Digital Growth Strategy: Two Case Studies

Understanding you need change is one thing; knowing how to implement a future-proof growth strategy is something else entirely. Here’s how two industry innovators are preparing.

Domino's Pizza

Domino’s is the second-largest pizza chain in the United States, with sales in fiscal year 2015 hitting more than $4.7 billion. Today, this global franchise leader is focusing on speed as its competitive advantage, according to Innovation Leader. Accordingly, the company is implementing technology that makes “order now” possible at every advertising touchpoint, giving customers much-desired control over their buying choices.

“When you place an order online, you have ultimate control,” explains Domino’s CDO Dennis Maloney. “You get to see the entire menu, you get to browse, you get to add products to your cart. It’s just a much more controlled experience if you’re shopping online than if you place a phone call to the store.”

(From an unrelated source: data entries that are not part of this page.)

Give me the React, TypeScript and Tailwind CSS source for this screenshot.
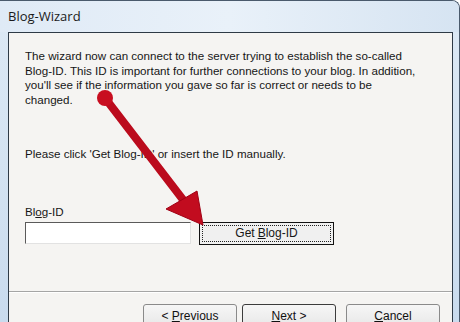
const font = { fontFamily: '"Liberation Sans", Arial, sans-serif' };

const Arrow = () => (
  <svg className="absolute left-0 top-0 pointer-events-none" width="460" height="322" viewBox="0 0 460 322">
    <line x1="105" y1="97" x2="184" y2="200" stroke="#bb0b1d" strokeWidth="8" strokeLinecap="round" />
    <polygon points="203,224 166,208 197,190" fill="#c20c1f" stroke="#a00014" strokeWidth="1" strokeLinejoin="round" />
    <circle cx="105" cy="97" r="8" fill="#c80e20" />
  </svg>
);

const WinButton = ({ children, focused }: { children: React.ReactNode; focused?: boolean }) => (
  <div
    className={
      'h-[23px] w-[94px] flex items-center justify-center rounded-[3px] text-[12px] text-[#111] bg-gradient-to-b from-[#f6f6f6] to-[#e8e8e8] ' +
      (focused ? 'border border-[#3c3c3c]' : 'border border-[#8a8a8a]')
    }
  >
    {children}
  </div>
);

export default function App() {
  return (
    <div
      className="relative w-[460px] h-[322px] overflow-hidden rounded-tr-[8px] border-t border-r border-[#4a5a6c] bg-gradient-to-b from-[#dde9f5] via-[#d4e3f2] to-[#c9dbee] flex flex-col"
      style={font}
    >
      {/* title bar */}
      <div className="h-[31px] flex items-center pl-2 shrink-0 bg-gradient-to-r from-[#dfeaf6] via-[#e9f1f9] to-[#d6e4f2]">
        <span className="text-[13px] text-[#1a1a1a]" style={{ fontFamily: '"Open Sans", "Liberation Sans", sans-serif' }}>
          Blog-Wizard
        </span>
      </div>

      {/* client area */}
      <div className="flex-1 flex ml-[8px] mr-[6px]">
        <div className="flex-1 border-t border-l border-r border-[#2e3a46] bg-[#f5f4f2] flex flex-col">
          <div className="pl-[16px] pt-[16px] text-[11.6px] leading-[14.5px] text-[#161616] whitespace-nowrap">
            <p>
              The wizard now can connect to the server trying to establish the so-called
              <br />
              Blog-ID. This ID is important for further connections to your blog. In addition,
              <br />
              you'll see if the information you gave so far is correct or needs to be
              <br />
              changed.
            </p>
            <p className="mt-[40px]">Please click 'Get Blog-ID' or insert the ID manually.</p>

            <p className="mt-[43px] mb-[3px]">
              Bl<span className="underline">o</span>g-ID
            </p>
            <div className="flex items-start gap-[8px]">
              <div className="w-[166px] h-[22px] bg-white border-t border-l border-[#5a5a5a] border-r border-b border-r-[#e2e2e2] border-b-[#e2e2e2]" />
              <div className="w-[135px] h-[23px] border border-[#111] bg-[#f0f0f0] p-[2px]">
                <div className="w-full h-full border border-dotted border-[#222] flex items-center justify-center text-[12px]">
                  Get <span className="underline ml-[3px]">B</span>log-ID
                </div>
              </div>
            </div>
          </div>

          <div className="mt-[46px] border-t border-[#a5a5a5] border-b border-b-white" />

          <div className="flex pt-[11px] pl-[134px]">
            <WinButton>
              &lt;&nbsp;<span className="underline">P</span>revious
            </WinButton>
            <div className="ml-[5px]">
              <WinButton focused>
                <span className="underline">N</span>ext&nbsp;&gt;
              </WinButton>
            </div>
            <div className="ml-[10px]">
              <WinButton>
                <span className="underline">C</span>ancel
              </WinButton>
            </div>
          </div>
        </div>
      </div>

      <Arrow />
    </div>
  );
}
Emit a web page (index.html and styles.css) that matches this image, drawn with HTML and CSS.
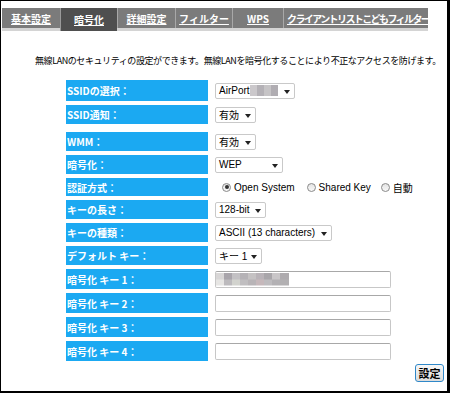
FILE: index.html
```html
<!DOCTYPE html>
<html lang="ja">
<head>
<meta charset="utf-8">
<title>暗号化</title>
<link rel="stylesheet" href="styles.css">
</head>
<body>
<div class="frame">
  <nav class="tabs">
    <a class="tab t1">基本設定</a>
    <a class="tab t2 active">暗号化</a>
    <a class="tab t3">詳細設定</a>
    <a class="tab t4">フィルター</a>
    <a class="tab t5">WPS</a>
    <a class="tab t6">クライアントリストこどもフィルター</a>
  </nav>
  <p class="desc">無線LANのセキュリティの設定ができます。無線LANを暗号化することにより不正なアクセスを防げます。</p>
  <div class="form">
    <div class="row r1"><div class="label">SSIDの選択：</div><div class="ctrl"><div class="select w-ssid"><span class="val">AirPort</span><span class="blur"></span><i class="arrow"></i></div></div></div>
    <div class="row"><div class="label">SSID通知：</div><div class="ctrl"><div class="select w-on"><span class="val">有効</span><i class="arrow"></i></div></div></div>
    <div class="row more"><div class="label">WMM：</div><div class="ctrl"><div class="select w-on"><span class="val">有効</span><i class="arrow"></i></div></div></div>
    <div class="row"><div class="label">暗号化：</div><div class="ctrl"><div class="select w-wep"><span class="val">WEP</span><i class="arrow"></i></div></div></div>
    <div class="row short"><div class="label">認証方式：</div><div class="ctrl radios">
      <label class="radio"><i class="dot checked"></i>Open System</label>
      <label class="radio"><i class="dot"></i>Shared Key</label>
      <label class="radio"><i class="dot"></i>自動</label>
    </div></div>
    <div class="row"><div class="label">キーの長さ：</div><div class="ctrl"><div class="select w-bit"><span class="val">128-bit</span><i class="arrow"></i></div></div></div>
    <div class="row"><div class="label">キーの種類：</div><div class="ctrl"><div class="select w-ascii"><span class="val">ASCII (13 characters)</span><i class="arrow"></i></div></div></div>
    <div class="row"><div class="label">デフォルト キー：</div><div class="ctrl"><div class="select w-key"><span class="val">キー 1</span><i class="arrow"></i></div></div></div>
    <div class="row key"><div class="label">暗号化 キー 1：</div><div class="ctrl"><div class="input"><span class="blur2"></span></div></div></div>
    <div class="row key"><div class="label">暗号化 キー 2：</div><div class="ctrl"><div class="input"></div></div></div>
    <div class="row key"><div class="label">暗号化 キー 3：</div><div class="ctrl"><div class="input"></div></div></div>
    <div class="row key"><div class="label">暗号化 キー 4：</div><div class="ctrl"><div class="input"></div></div></div>
  </div>
  <div class="actions"><button class="btn">設定</button></div>
</div>
</body>
</html>
```
FILE: styles.css
```css
* { box-sizing: border-box; }
html, body { margin: 0; padding: 0; background: #fff; }
.frame {
  width: 450px;
  height: 393px;
  border-style: solid;
  border-color: #000;
  border-width: 1px 3px 2px 1px;
  font-family: "Noto Sans CJK JP", "Liberation Sans", sans-serif;
}
.tabs {
  display: flex;
  margin: 7px 0 0 1px;
  width: 426px;
  height: 23px;
  background: #7b7b7b;
  border-bottom: 3px solid #d4d4d4;
}
.tab {
  display: flex;
  align-items: center;
  justify-content: center;
  height: 20px;
  color: #fff;
  font-size: 10px;
  font-weight: bold;
  text-decoration: underline;
  border-left: 1px solid #a8a8a8;
  white-space: nowrap;
}
.t1 { width: 58px; border-left: none; }
.t2 { width: 57px; }
.t3 { width: 58px; }
.t4 { width: 57px; }
.t5 { width: 51px; }
.t6 { width: 145px; letter-spacing: -1.6px; justify-content: flex-start; padding-left: 3px; }
.tab.active { background: #4f4f4f; height: 23px; margin-bottom: -3px; border-left-color: #9a9a9a; }
.desc {
  margin: 24px 0 0 34px;
  font-size: 9px;
  line-height: 12px;
  color: #000;
  white-space: nowrap;
  letter-spacing: -0.42px;
}
.form {
  display: flex;
  flex-direction: column;
  gap: 4px;
  margin: 13px 0 0 65px;
}
.row {
  display: grid;
  grid-template-columns: 142px auto;
  column-gap: 7px;
  height: 19px;
}
.row.r1 { height: 21px; }
.row.more { margin-top: 4px; }
.row.short { height: 18px; }
.row.key { height: 20px; }
.label {
  background: #1ba9f2;
  color: #fff;
  font-size: 10px;
  font-weight: bold;
  display: flex;
  align-items: center;
  padding-left: 1px;
  white-space: pre;
}
.ctrl {
  display: flex;
  align-items: center;
}
.select {
  position: relative;
  display: flex;
  align-items: center;
  height: 16px;
  border: 1px solid #c9c9c9;
  border-radius: 2px;
  background: #fff;
  padding-left: 3px;
  font-family: "Liberation Sans", "Noto Sans CJK JP", sans-serif;
  font-size: 10px;
  color: #000;
}
.w-ssid { width: 80px; }
.w-on { width: 41px; }
.w-wep { width: 68px; }
.w-bit { width: 51px; }
.w-ascii { width: 117px; }
.w-key { width: 47px; }
.arrow {
  position: absolute;
  right: 4px;
  top: 6px;
  width: 0;
  height: 0;
  border-left: 3.5px solid transparent;
  border-right: 3.5px solid transparent;
  border-top: 4px solid #222;
}
.blur {
  display: inline-block;
  width: 28px;
  height: 11px;
  background: linear-gradient(90deg, #cbc8cb 0 25%, #b4b1b6 25% 50%, #c6c4c6 50% 75%, #b0adb2 75%);
}
.radios { font-family: "Liberation Sans", "Noto Sans CJK JP", sans-serif; font-size: 10px; }
.radio {
  display: flex;
  align-items: center;
  margin-right: 10px;
}
.radios .radio:first-child { margin-left: 7px; margin-right: 12px; }
.dot {
  width: 9px;
  height: 9px;
  border-radius: 50%;
  border: 1px solid #8a8a8a;
  background: linear-gradient(#e4e4e4, #f8f8f8);
  margin-right: 3px;
  position: relative;
}
.dot.checked::after {
  content: "";
  position: absolute;
  left: 1.5px;
  top: 1.5px;
  width: 4px;
  height: 4px;
  border-radius: 50%;
  background: #333;
}
.input {
  width: 176px;
  height: 17px;
  border: 1px solid #c7c7c7;
  border-top-color: #a8a8a8;
  border-radius: 2px;
  background: #fff;
  display: flex;
  align-items: center;
}
.blur2 {
  display: block;
  width: 73px;
  height: 13px;
  background:
    linear-gradient(90deg, #d8d6d6 0 11%, #a9a5ab 11% 22%, #c3c1c4 22% 33%, #b5b2b6 33% 44%, #c5c2c3 44% 55%, #b9b3b8 55% 66%, #a9a6aa 66% 77%, #c9c6c8 77% 88%, #aeabae 88%) top / 100% 50% no-repeat,
    linear-gradient(90deg, #e6e5e3 0 11%, #bcbabd 11% 22%, #d2d3ce 22% 33%, #c0bec0 33% 44%, #b8b4b7 44% 55%, #c6b8bb 55% 66%, #bebcbf 66% 77%, #b3b1b4 77% 88%, #b2b0b2 88%) bottom / 100% 50% no-repeat;
}
.actions {
  display: flex;
  justify-content: flex-end;
  padding-right: 3px;
  margin-top: 3px;
}
.btn {
  width: 29px;
  height: 18px;
  padding: 0;
  border: 1px solid #2f88c9;
  border-radius: 3px;
  background: linear-gradient(#f7f7f7, #dcdcdc);
  font-family: "Noto Sans CJK JP", sans-serif;
  font-size: 11px;
  font-weight: bold;
  line-height: 14px;
  color: #000;
}
```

It’s a simple vision that employees ranging from the CEO to retail store associates can align towards—use digital touchpoints to make ordering straightforward. This capability is future-optimized and platform agnostic, i.e. no matter which digital platform ends up succeeding in future, this growth strategy will continue to perform.

Sierra Club

Innovation Leader shared another story from grassroots environmental nonprofit Sierra Club, which has grown to a base of 2.5 million supporters across 52 volunteer-run local chapters. The company has maintained an active community base, despite significant market competition. Among its two most important foci: preserve community relationships over the long-term and expand its influence.

Better data is important for both objectives, because retention campaigns are built on understanding audience behavior. Luckily, lookalike audiences on Facebook and Google (among other platforms) pave the way to an excellent growth strategy. In collecting their own data through various platforms, they can aggregate it to create a picture of their members, then use that picture to advertise out to future members with the same attributes and interests.

“The ability to capture member activity, such as participation in trash clean-up at a local park, means that the Sierra Club could publish how many pounds of trash were collected that week and how many people participated,” explains the Sierra Club’s chief innovation officer, Chris Thomas. “The Sierra Club can also use this information to track its most active members, and recruit them for participation in events or as local chapter leaders.”

This is another powerful example of a growth strategy whose creators have girded it against future market changes. No matter which platforms end up most popular, no matter what other changes occur in the market, there will remain the ability to gather data from one’s own audiences and craft marketing campaigns targeted toward similar people.

Flexible Technologies Form the Basis of a Future-Proof Growth Strategy

The future of marketing is ever-changing, which makes the process of building a marketing stack a challenge. By selecting tactics that are bound to be with us in several years – e.g. lookalike audiences and customized online shopping experiences – you’re bound to set your company up for success.

Now it’s time to leverage market changes by choosing technologies that align well with your growth strategy. In this ever-changing world, machine learning is the most powerful way to keep up with market changes, analyze new opportunities and take advantage of niches that pop up faster than your competitors.